Repeat, exactly and in full, the lines of the listing below, but without any pictures.
START Supplied data
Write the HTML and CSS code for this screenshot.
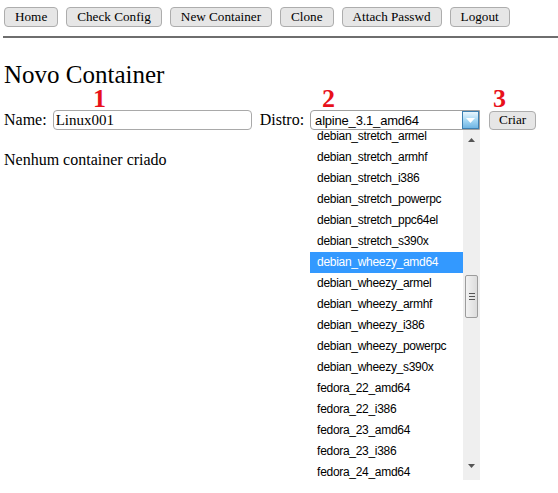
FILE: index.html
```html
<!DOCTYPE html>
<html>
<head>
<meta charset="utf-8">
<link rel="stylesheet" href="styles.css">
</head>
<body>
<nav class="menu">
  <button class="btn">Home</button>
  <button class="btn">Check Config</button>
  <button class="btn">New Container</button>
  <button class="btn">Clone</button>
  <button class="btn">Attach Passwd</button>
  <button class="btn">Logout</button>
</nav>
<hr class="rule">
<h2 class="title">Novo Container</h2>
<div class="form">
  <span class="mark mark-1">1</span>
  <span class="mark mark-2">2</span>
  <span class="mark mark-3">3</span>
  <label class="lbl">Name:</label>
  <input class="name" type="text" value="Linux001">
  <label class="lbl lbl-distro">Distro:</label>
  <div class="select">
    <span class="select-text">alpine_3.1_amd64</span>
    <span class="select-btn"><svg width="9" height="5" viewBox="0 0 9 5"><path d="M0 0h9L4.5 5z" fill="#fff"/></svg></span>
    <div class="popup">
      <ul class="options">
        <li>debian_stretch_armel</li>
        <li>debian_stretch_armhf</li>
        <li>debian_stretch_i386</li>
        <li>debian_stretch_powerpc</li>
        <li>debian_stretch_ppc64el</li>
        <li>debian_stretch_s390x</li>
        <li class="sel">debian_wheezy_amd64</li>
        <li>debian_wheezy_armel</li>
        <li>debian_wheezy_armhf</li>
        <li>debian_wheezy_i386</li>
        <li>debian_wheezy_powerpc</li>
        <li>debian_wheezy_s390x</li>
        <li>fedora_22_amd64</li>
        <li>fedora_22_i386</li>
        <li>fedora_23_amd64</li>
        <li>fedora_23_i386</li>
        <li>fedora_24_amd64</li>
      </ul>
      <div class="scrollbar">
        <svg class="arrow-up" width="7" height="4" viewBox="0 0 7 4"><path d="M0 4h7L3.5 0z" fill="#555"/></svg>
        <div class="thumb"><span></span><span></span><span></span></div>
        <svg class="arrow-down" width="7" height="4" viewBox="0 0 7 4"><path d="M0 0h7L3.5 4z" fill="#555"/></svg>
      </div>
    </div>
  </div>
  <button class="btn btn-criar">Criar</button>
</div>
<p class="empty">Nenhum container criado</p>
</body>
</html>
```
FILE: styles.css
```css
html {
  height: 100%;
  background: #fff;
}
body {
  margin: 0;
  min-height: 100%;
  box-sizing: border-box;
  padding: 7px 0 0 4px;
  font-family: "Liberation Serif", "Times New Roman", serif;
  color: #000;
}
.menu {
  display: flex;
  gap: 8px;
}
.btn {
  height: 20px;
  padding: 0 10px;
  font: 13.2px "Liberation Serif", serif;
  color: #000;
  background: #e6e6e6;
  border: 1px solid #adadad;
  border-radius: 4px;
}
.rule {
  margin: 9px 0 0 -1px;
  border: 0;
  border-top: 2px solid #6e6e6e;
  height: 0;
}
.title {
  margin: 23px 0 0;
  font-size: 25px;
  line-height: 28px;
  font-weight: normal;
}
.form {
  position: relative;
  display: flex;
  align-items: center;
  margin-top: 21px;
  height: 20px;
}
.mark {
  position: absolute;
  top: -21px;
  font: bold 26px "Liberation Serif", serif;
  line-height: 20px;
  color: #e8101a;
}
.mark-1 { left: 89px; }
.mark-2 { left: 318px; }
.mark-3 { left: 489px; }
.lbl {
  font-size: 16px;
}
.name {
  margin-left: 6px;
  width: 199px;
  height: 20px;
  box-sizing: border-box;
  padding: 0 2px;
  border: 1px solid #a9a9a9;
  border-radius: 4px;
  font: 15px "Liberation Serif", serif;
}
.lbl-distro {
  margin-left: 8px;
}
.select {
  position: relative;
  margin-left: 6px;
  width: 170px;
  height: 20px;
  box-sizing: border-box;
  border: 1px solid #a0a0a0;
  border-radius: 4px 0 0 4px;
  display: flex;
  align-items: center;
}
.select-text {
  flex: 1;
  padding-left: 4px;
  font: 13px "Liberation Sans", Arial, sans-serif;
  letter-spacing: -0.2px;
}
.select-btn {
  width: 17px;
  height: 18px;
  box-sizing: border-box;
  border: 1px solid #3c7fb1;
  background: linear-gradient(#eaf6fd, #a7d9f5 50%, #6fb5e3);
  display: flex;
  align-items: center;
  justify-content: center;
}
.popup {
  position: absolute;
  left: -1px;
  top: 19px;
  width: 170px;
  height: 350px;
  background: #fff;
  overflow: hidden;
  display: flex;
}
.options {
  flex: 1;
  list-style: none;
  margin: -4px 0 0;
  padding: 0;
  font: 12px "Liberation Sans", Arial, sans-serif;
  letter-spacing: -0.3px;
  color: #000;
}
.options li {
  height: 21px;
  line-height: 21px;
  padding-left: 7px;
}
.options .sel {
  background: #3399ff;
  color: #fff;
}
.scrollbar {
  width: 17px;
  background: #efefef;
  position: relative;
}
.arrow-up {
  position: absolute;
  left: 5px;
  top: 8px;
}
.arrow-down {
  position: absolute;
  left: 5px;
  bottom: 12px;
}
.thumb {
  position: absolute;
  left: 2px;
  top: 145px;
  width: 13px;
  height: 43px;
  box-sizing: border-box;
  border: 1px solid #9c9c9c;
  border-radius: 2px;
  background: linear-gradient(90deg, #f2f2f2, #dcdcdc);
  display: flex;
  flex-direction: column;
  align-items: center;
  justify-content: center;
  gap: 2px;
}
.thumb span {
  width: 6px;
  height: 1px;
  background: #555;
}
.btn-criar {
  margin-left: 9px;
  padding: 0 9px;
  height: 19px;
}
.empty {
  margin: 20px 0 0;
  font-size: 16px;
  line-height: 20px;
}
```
END Supplied data
## Exercise response
Write the HTML and CSS code for this screenshot.
FILE: index.html
```html
<!DOCTYPE html>
<html>
<head>
<meta charset="utf-8">
<link rel="stylesheet" href="styles.css">
</head>
<body>
<nav class="menu">
  <button class="btn">Home</button>
  <button class="btn">Check Config</button>
  <button class="btn">New Container</button>
  <button class="btn">Clone</button>
  <button class="btn">Attach Passwd</button>
  <button class="btn">Logout</button>
</nav>
<hr class="rule">
<h2 class="title">Novo Container</h2>
<div class="form">
  <span class="mark mark-1">1</span>
  <span class="mark mark-2">2</span>
  <span class="mark mark-3">3</span>
  <label class="lbl">Name:</label>
  <input class="name" type="text" value="Linux001">
  <label class="lbl lbl-distro">Distro:</label>
  <div class="select">
    <span class="select-text">alpine_3.1_amd64</span>
    <span class="select-btn"><svg width="9" height="5" viewBox="0 0 9 5"><path d="M0 0h9L4.5 5z" fill="#fff"/></svg></span>
    <div class="popup">
      <ul class="options">
        <li>debian_stretch_armel</li>
        <li>debian_stretch_armhf</li>
        <li>debian_stretch_i386</li>
        <li>debian_stretch_powerpc</li>
        <li>debian_stretch_ppc64el</li>
        <li>debian_stretch_s390x</li>
        <li class="sel">debian_wheezy_amd64</li>
        <li>debian_wheezy_armel</li>
        <li>debian_wheezy_armhf</li>
        <li>debian_wheezy_i386</li>
        <li>debian_wheezy_powerpc</li>
        <li>debian_wheezy_s390x</li>
        <li>fedora_22_amd64</li>
        <li>fedora_22_i386</li>
        <li>fedora_23_amd64</li>
        <li>fedora_23_i386</li>
        <li>fedora_24_amd64</li>
      </ul>
      <div class="scrollbar">
        <svg class="arrow-up" width="7" height="4" viewBox="0 0 7 4"><path d="M0 4h7L3.5 0z" fill="#555"/></svg>
        <div class="thumb"><span></span><span></span><span></span></div>
        <svg class="arrow-down" width="7" height="4" viewBox="0 0 7 4"><path d="M0 0h7L3.5 4z" fill="#555"/></svg>
      </div>
    </div>
  </div>
  <button class="btn btn-criar">Criar</button>
</div>
<p class="empty">Nenhum container criado</p>
</body>
</html>
```
FILE: styles.css
```css
html {
  height: 100%;
  background: #fff;
}
body {
  margin: 0;
  min-height: 100%;
  box-sizing: border-box;
  padding: 7px 0 0 4px;
  font-family: "Liberation Serif", "Times New Roman", serif;
  color: #000;
}
.menu {
  display: flex;
  gap: 8px;
}
.btn {
  height: 20px;
  padding: 0 10px;
  font: 13.2px "Liberation Serif", serif;
  color: #000;
  background: #e6e6e6;
  border: 1px solid #adadad;
  border-radius: 4px;
}
.rule {
  margin: 9px 0 0 -1px;
  border: 0;
  border-top: 2px solid #6e6e6e;
  height: 0;
}
.title {
  margin: 23px 0 0;
  font-size: 25px;
  line-height: 28px;
  font-weight: normal;
}
.form {
  position: relative;
  display: flex;
  align-items: center;
  margin-top: 21px;
  height: 20px;
}
.mark {
  position: absolute;
  top: -21px;
  font: bold 26px "Liberation Serif", serif;
  line-height: 20px;
  color: #e8101a;
}
.mark-1 { left: 89px; }
.mark-2 { left: 318px; }
.mark-3 { left: 489px; }
.lbl {
  font-size: 16px;
}
.name {
  margin-left: 6px;
  width: 199px;
  height: 20px;
  box-sizing: border-box;
  padding: 0 2px;
  border: 1px solid #a9a9a9;
  border-radius: 4px;
  font: 15px "Liberation Serif", serif;
}
.lbl-distro {
  margin-left: 8px;
}
.select {
  position: relative;
  margin-left: 6px;
  width: 170px;
  height: 20px;
  box-sizing: border-box;
  border: 1px solid #a0a0a0;
  border-radius: 4px 0 0 4px;
  display: flex;
  align-items: center;
}
.select-text {
  flex: 1;
  padding-left: 4px;
  font: 13px "Liberation Sans", Arial, sans-serif;
  letter-spacing: -0.2px;
}
.select-btn {
  width: 17px;
  height: 18px;
  box-sizing: border-box;
  border: 1px solid #3c7fb1;
  background: linear-gradient(#eaf6fd, #a7d9f5 50%, #6fb5e3);
  display: flex;
  align-items: center;
  justify-content: center;
}
.popup {
  position: absolute;
  left: -1px;
  top: 19px;
  width: 170px;
  height: 350px;
  background: #fff;
  overflow: hidden;
  display: flex;
}
.options {
  flex: 1;
  list-style: none;
  margin: -4px 0 0;
  padding: 0;
  font: 12px "Liberation Sans", Arial, sans-serif;
  letter-spacing: -0.3px;
  color: #000;
}
.options li {
  height: 21px;
  line-height: 21px;
  padding-left: 7px;
}
.options .sel {
  background: #3399ff;
  color: #fff;
}
.scrollbar {
  width: 17px;
  background: #efefef;
  position: relative;
}
.arrow-up {
  position: absolute;
  left: 5px;
  top: 8px;
}
.arrow-down {
  position: absolute;
  left: 5px;
  bottom: 12px;
}
.thumb {
  position: absolute;
  left: 2px;
  top: 145px;
  width: 13px;
  height: 43px;
  box-sizing: border-box;
  border: 1px solid #9c9c9c;
  border-radius: 2px;
  background: linear-gradient(90deg, #f2f2f2, #dcdcdc);
  display: flex;
  flex-direction: column;
  align-items: center;
  justify-content: center;
  gap: 2px;
}
.thumb span {
  width: 6px;
  height: 1px;
  background: #555;
}
.btn-criar {
  margin-left: 9px;
  padding: 0 9px;
  height: 19px;
}
.empty {
  margin: 20px 0 0;
  font-size: 16px;
  line-height: 20px;
}
```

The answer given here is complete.